Gouache No. 4
For nearly fifty years, the Paris-based Chinese master Chu Teh-Chun has perfected a painting style that hovers between natural imagery and abstraction.
Chu attended the art academy of Hangzhou, which was the first Chinese art school to offer courses in western styles and painting materials. He learned to utilize rich colors not usually seen in classic Chinese painting and worked for a time in the foreign medium of oil. Even as he pursued western artistic techniques, Chu was deeply inspired by the natural beauty of the China’s great Yangzi River and especially intrigued by the rapport with nature he sensed in the landscape paintings in monochrome brush-and-ink of Song dynasty (960–1127) masters.
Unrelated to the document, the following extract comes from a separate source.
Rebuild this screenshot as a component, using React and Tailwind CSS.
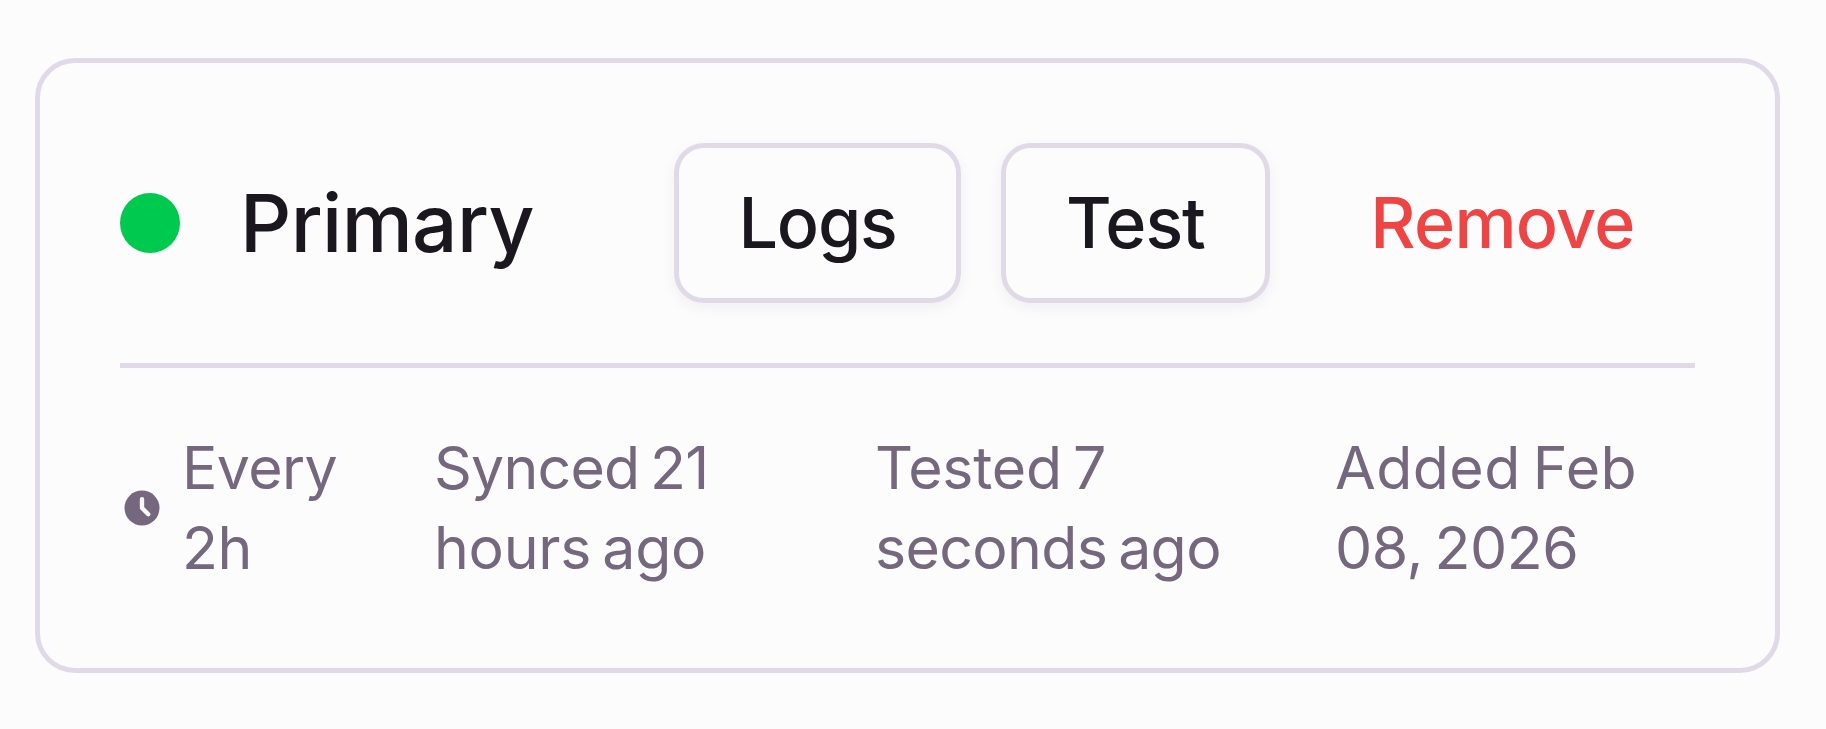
import React from 'react';

const details = [
  {
    className: 'w-[441px]',
    lines: [
      { text: 'Synced 21', tracking: 'tracking-[-0.8px]' },
      { text: 'hours ago', tracking: 'tracking-[-0.3px]' },
    ],
  },
  {
    className: 'w-[460px]',
    lines: [
      { text: 'Tested 7', tracking: 'tracking-[-0.25px]' },
      { text: 'seconds ago', tracking: 'tracking-[-0.65px]' },
    ],
  },
  {
    className: 'w-[358px]',
    lines: [
      { text: 'Added Feb', tracking: 'tracking-[0.45px]' },
      { text: '08, 2026', tracking: 'tracking-[-0.4px]' },
    ],
  },
];

const ClockIcon = () => (
  <svg viewBox="0 0 16 16" className="w-10 h-10 shrink-0" fill="none">
    <circle cx="8" cy="8" r="7" fill="#74677e" />
    <path
      d="M8 4.5V8l2.5 2.5"
      stroke="#fcfcfd"
      strokeWidth="1.75"
      strokeLinecap="round"
      strokeLinejoin="round"
    />
  </svg>
);

const App = () => {
  return (
    <div className="h-[729px] bg-[#fcfcfd] pl-[35px] pt-[58px] font-['Inter',sans-serif]">
      <div className="w-[1745px] h-[615px] rounded-[40px] border-[5px] border-[#e0dae8] p-20">
        {/* Header */}
        <div className="flex items-center h-40 text-[#1a171e] font-medium">
          <span className="w-15 h-15 rounded-full bg-[#00c950]"></span>
          <h2 className="w-[434px] ml-15 text-[80px] leading-[100px] tracking-[-0.6px]">
            Primary
          </h2>
          <div className="flex gap-10 text-[70px] leading-[100px]">
            <button className="w-[287px] h-40 rounded-[30px] border-[5px] border-[#e0dae8] tracking-[-1.2px] shadow-[0_5px_15px_0_rgba(0,0,0,0.05)]">
              Logs
            </button>
            <button className="w-[269px] h-40 rounded-[30px] border-[5px] border-[#e0dae8] tracking-[-1px] shadow-[0_5px_15px_0_rgba(0,0,0,0.05)]">
              Test
            </button>
            <button className="w-[385px] h-40 text-[#ef4444] tracking-[-0.7px]">Remove</button>
          </div>
        </div>

        {/* Sync details */}
        <div className="mt-15 border-t-[5px] border-[#e0dae8] pt-15 flex text-[59px] leading-[80px] [word-spacing:-5px] text-[#74677e]">
          <div className="w-[314px] flex items-center gap-5 pl-0.5">
            <ClockIcon />
            <span className="tracking-[-0.6px]">
              Every
              <br />
              2h
            </span>
          </div>
          {details.map(({ lines, className }) => (
            <div key={lines[0].text} className={className}>
              {lines.map(({ text, tracking }) => (
                <p key={text} className={tracking}>
                  {text}
                </p>
              ))}
            </div>
          ))}
        </div>
      </div>
    </div>
  );
};

export default App;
Chu began this protracted visual meditation—the necessity of "vision" over "representation" that is an artistic thread in both traditional Chinese and modern western painting—at the end of the 1950s, when he permanently relocated to France. There, he encountered the work of new generation of expressionistic painters and quickly abandoned his figurative style for an abstraction of sweeping gestures and non-objective shapes.
These varied influences first came together in such works as Gouache No. 4, in which Chu mixed degrees of naturalism, intuition, and spontaneity in colorful compositions utilizing bold, calligraphic brushstrokes. His marks suggest but do not describe actual landscape features or other natural forms.